Job market paper
Financial covenants, which use financial information to determine control rights in corporate loan contracts, are frequently amended (Roberts, 2015). In this paper, I offer a model of debt covenant amendments and structurally estimate it on novel data on amendments of financial covenants in U.S. companies' loan contracts. The results suggest that covenants are amended, first, because contracting parties face a high degree of contractual incompleteness, and second, because the cost of amendments is considerably smaller than the cost of misallocating control rights.
Revise & resubmit - Journal of Accounting Research
I measure how much information the market knows about firms' fundamentals and managers' incentives to misreport on these fundamentals. The market knows 76.5% of current earnings and 36.8% of managers' incentives to misreport in a current report before the current earnings report arrives. 40.0% of this fundamental and 88.5% of this misreporting incentives information is learned about one year in advance, concurrently with the previous earnings report. A 1% increase in the market's fundamental information will increase earnings quality by 0.885% and improve price efficiency by 1.254%. A 1% increase in the market's misreporting incentives information will reduce earnings quality by 0.158% and improve price efficiency by 0.067%.
(with Mirko S. Heinle and Christopher S. Armstrong)
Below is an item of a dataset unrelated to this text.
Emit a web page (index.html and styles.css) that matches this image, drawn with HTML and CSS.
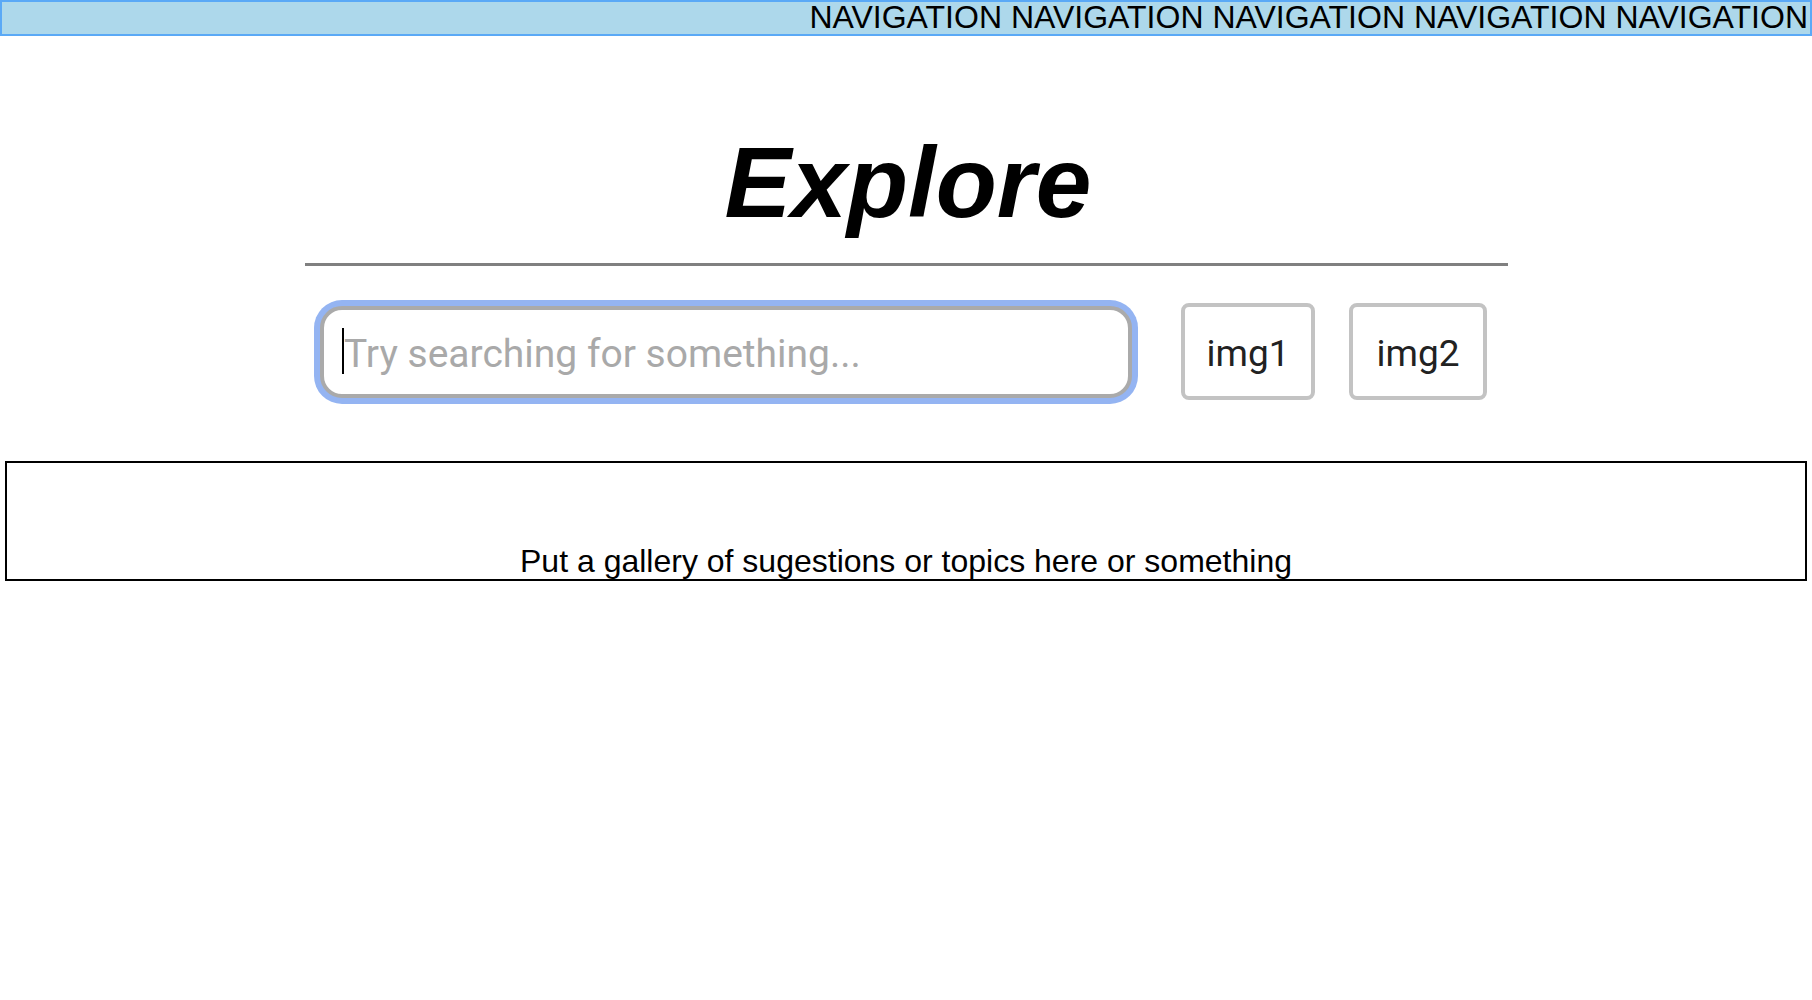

Accepted at the Review of Accounting Studies 2023 Conference
Standard Bayesians' beliefs converge when they receive the same piece of new information. However, when agents have uncertainty about the precision of a signal, their beliefs might instead diverge more despite receiving the same information. We demonstrate that this divergence leads to a unimodal effect of the absolute surprise in the signal on trading volume. We show that this prediction is consistent with the empirical evidence using trading volume around earnings announcements of US firms. We find evidence of elevated volume following moderate surprises and depressed volume following more extreme surprises, a pattern that is more pronounced when investors are more uncertain about earnings' precision. Because investors can disagree even further after receiving the same piece of news, the relationship between news and trading volume is not necessarily linear, suggesting that trading volume may not be an appropriate proxy for market liquidity.
(with Henry L. Friedman and Mirko S. Heinle)
Firms and jurisdictions worldwide are adopting ESG reporting in various forms. To better understand potential implications of ESG reporting, we develop a model in which a firm provides ESG and financial reports to investors. Investors price the firm's stock, and stock prices provide both real and reporting incentives to management. We characterize how the introduction of ESG reporting affects ESG performance, expected cash flows, and misreporting. ESG reporting tends to encourage corporate ESG, but can discourage ESG when it has significantly negative cash flow implications. For ESG with moderately negative cash flow implications, the firm's price can suffer from the introduction of ESG reporting. Finally, we use comparative statics to show how changes in investor preferences (e.g., concern for ESG) and ESG efforts' cash flow implications (e.g., penalties, subsidies, or physical and transition risk) affect market responses to financial and ESG reports, corporate misreporting, and ESG and cash flow outcomes.
(with Henry L. Friedman and Mirko S. Heinle)
We provide a theoretical framework for reporting of firms' environmental, social, and governance (ESG) activities to investors. In our model, investors receive an ESG report and use it to price the firm. Because the manager is interested in the firm's price, disclosing an ESG report provides effort and greenwashing incentives. We analyze the impact of different reporting characteristics on the firm's price, cash flows, and ESG performance. In particular, we investigate the consequences of whether the report captures ESG inputs or outcomes, how the report aggregates different ESG dimensions, and the manager's tradeoffs regarding ESG efforts and reporting bias. We find that, for example, an ESG report that weights efforts by their impact on the firm's cash flows tends to have a stronger price reaction than an ESG report that focuses on the ESG impact per se. ESG reports aligned with investors' aggregate preferences provide stronger incentives and lead to higher cash flows and ESG than reports that focus on either ESG or cash flow effects individually. Additionally, in the presence of informative financial reporting, ESG reports that focus on ESG impacts lead to the same cash flow and better ESG results than reports focusing on cash flow impacts alone.
(with S. Sarkisyan)
We study sources of debt for companies with poor ESG performance. Using a structural model of credit risk, we show that for low-ESG-rated firms, it is less expensive to borrow from banks than from public market compared to high-ESGrated firms. As a result, after a company experiences an adverse ESG event, it starts borrowing more from banks than from the bond market. At the same time, we find that banks have incentives to discipline brown companies that they lend to: banks’ stocks drop after a public announcement that a borrower experienced an adverse ESG event. The stronger the market’s reaction and the more adverse events borrowers experience, the higher loan spreads that the banks set for their brown borrowers. We conclude that both loan and bond markets offer higher costs of debt to brown firms, but the bond market’s “punishment” is higher than the loan market’s.